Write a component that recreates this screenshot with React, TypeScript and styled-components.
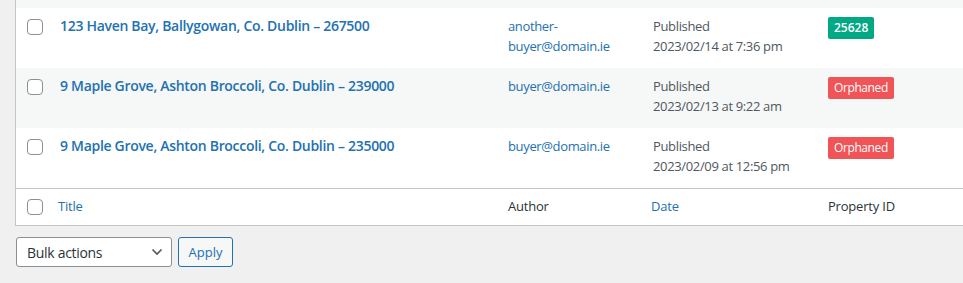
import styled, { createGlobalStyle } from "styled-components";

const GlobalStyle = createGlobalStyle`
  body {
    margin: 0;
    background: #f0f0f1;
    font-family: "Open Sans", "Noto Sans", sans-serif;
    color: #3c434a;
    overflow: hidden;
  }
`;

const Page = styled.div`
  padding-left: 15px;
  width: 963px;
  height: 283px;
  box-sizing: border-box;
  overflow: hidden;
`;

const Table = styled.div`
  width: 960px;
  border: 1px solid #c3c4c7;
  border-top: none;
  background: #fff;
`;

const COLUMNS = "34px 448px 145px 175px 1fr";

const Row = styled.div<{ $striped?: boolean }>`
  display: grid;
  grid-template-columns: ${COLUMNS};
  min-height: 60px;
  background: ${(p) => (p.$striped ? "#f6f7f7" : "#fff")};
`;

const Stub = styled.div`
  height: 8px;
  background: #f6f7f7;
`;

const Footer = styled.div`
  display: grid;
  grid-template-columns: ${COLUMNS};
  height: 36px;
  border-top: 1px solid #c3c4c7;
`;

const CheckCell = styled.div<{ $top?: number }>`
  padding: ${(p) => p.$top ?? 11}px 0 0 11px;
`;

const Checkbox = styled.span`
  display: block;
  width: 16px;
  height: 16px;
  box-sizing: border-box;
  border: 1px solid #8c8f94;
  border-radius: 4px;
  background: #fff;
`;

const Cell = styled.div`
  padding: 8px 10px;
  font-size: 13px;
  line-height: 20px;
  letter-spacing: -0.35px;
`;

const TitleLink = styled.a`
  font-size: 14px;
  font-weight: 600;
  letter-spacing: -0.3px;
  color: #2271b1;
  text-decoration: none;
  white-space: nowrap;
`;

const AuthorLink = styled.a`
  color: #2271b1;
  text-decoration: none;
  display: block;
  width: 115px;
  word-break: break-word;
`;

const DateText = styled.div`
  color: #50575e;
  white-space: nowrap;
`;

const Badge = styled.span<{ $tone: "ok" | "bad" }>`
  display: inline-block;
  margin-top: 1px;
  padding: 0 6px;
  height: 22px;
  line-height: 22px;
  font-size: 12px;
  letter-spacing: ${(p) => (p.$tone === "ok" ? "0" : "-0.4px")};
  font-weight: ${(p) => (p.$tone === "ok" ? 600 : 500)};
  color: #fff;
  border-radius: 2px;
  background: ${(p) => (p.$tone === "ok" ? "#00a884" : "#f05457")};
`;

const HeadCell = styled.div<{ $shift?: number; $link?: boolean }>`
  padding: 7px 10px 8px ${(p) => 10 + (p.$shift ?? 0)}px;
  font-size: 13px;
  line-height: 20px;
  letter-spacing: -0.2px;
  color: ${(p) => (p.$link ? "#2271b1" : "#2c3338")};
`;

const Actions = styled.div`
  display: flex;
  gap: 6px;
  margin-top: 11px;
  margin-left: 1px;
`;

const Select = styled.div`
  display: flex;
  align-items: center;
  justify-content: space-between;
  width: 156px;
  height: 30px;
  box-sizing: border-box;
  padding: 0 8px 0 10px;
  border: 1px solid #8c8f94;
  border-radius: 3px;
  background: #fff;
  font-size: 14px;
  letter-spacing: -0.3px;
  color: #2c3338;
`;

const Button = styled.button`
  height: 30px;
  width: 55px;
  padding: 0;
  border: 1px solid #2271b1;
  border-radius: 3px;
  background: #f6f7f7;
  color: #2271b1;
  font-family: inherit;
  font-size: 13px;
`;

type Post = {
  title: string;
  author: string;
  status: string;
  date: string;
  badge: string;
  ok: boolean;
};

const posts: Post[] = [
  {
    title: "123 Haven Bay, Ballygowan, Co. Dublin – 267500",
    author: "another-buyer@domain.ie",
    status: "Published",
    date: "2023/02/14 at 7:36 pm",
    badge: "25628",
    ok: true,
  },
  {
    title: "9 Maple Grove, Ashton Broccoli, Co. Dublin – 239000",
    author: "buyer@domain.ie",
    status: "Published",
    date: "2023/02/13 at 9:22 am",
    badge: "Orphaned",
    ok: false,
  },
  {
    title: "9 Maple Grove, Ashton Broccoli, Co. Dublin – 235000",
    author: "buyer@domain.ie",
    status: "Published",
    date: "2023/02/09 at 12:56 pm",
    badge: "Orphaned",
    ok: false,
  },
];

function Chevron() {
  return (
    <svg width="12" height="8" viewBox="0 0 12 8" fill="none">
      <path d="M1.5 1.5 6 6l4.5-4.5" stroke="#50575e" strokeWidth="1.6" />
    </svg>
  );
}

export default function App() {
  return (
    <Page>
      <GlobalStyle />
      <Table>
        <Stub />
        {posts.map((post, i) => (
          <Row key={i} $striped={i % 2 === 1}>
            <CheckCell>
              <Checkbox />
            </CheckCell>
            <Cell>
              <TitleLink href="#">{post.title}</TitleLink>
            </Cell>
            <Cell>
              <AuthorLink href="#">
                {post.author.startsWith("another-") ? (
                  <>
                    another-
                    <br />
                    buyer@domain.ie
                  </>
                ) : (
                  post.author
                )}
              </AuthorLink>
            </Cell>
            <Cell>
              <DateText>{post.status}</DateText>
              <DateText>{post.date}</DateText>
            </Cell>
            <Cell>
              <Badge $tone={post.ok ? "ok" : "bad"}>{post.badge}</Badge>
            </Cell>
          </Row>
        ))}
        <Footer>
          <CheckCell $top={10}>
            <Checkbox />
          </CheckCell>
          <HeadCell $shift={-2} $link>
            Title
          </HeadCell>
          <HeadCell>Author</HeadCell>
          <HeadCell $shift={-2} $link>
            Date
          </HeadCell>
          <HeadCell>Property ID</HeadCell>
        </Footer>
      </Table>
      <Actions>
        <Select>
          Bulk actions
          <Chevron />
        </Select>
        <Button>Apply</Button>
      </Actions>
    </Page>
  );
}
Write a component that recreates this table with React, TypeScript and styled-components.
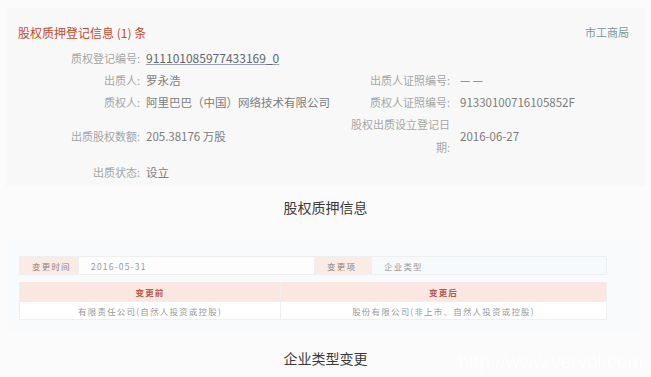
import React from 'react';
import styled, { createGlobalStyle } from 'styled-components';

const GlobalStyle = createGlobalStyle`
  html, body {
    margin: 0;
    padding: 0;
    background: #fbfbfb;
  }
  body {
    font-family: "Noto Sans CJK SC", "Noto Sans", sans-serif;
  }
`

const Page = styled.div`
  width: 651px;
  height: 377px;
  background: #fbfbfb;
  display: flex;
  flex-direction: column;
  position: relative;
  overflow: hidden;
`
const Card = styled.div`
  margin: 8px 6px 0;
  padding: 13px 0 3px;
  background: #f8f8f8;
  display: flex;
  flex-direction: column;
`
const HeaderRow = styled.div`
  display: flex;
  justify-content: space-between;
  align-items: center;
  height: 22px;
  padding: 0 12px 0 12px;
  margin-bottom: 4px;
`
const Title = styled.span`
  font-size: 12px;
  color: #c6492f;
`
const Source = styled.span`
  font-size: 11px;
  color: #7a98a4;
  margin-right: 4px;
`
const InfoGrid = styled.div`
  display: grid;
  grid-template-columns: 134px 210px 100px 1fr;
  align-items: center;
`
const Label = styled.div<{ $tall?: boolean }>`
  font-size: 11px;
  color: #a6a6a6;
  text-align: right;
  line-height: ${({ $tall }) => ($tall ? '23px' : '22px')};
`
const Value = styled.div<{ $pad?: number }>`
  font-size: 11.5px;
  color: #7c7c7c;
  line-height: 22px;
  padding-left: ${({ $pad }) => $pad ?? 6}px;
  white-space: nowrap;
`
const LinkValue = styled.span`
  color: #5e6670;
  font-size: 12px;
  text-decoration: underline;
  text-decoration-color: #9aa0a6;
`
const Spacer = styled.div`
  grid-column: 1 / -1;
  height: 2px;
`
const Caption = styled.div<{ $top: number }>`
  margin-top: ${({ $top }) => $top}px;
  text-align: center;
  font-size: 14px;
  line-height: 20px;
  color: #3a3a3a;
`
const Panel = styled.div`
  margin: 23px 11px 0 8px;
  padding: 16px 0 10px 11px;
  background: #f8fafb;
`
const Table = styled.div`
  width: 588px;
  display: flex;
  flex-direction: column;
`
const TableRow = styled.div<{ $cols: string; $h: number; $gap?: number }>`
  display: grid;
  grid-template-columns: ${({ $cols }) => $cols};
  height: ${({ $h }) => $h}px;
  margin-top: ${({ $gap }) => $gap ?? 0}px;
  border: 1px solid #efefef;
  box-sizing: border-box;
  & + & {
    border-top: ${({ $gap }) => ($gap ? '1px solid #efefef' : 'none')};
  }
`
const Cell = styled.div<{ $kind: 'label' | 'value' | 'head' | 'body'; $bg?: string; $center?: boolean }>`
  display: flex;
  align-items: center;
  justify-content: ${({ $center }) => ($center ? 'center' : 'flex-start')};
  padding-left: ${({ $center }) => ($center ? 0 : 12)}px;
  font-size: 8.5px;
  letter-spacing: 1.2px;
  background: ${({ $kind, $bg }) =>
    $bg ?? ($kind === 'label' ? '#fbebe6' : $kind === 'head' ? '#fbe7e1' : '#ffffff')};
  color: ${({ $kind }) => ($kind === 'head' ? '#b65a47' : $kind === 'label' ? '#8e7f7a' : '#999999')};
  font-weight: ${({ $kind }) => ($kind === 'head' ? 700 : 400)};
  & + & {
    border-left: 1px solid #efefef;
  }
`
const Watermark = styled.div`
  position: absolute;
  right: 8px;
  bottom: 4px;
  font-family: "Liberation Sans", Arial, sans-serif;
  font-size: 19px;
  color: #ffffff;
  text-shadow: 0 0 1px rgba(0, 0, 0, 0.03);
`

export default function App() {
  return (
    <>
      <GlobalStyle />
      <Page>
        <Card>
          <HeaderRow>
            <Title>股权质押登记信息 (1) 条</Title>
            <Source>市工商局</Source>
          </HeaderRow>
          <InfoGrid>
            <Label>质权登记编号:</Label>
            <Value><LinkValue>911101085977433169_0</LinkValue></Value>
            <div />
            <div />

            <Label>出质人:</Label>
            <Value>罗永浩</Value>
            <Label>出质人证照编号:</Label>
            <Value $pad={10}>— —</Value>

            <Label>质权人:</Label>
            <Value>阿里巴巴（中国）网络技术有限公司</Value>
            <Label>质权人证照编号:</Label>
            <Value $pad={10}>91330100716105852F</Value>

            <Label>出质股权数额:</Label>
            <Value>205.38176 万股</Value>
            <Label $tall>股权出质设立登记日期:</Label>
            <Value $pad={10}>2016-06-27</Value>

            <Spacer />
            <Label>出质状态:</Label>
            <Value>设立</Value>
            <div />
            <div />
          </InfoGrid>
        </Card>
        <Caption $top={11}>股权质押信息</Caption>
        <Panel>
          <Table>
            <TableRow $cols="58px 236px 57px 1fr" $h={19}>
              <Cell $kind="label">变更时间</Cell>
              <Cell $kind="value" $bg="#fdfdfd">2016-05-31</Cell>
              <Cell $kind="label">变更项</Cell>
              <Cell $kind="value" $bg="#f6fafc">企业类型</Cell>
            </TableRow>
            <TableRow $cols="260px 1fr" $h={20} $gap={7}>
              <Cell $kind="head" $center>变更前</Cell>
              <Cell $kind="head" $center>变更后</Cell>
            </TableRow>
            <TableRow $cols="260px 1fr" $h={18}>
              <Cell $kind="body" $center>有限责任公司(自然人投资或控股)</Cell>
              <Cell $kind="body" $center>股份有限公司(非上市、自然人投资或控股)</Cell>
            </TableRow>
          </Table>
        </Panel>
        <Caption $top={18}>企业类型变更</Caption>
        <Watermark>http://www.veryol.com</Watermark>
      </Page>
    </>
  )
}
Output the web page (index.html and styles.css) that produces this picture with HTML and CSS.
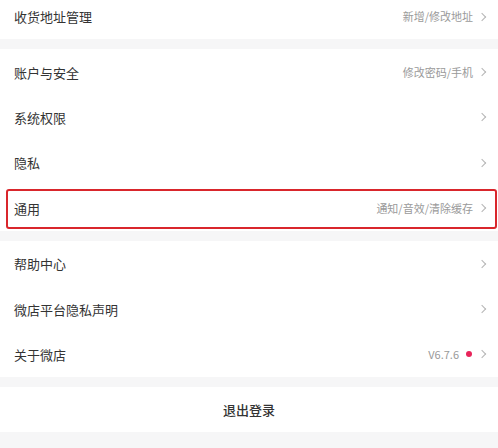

+ + + +

YOUR TASK:
What is the number of lines in the records that contain "components"? Give that number only.

PROBLEM SOLUTION:
4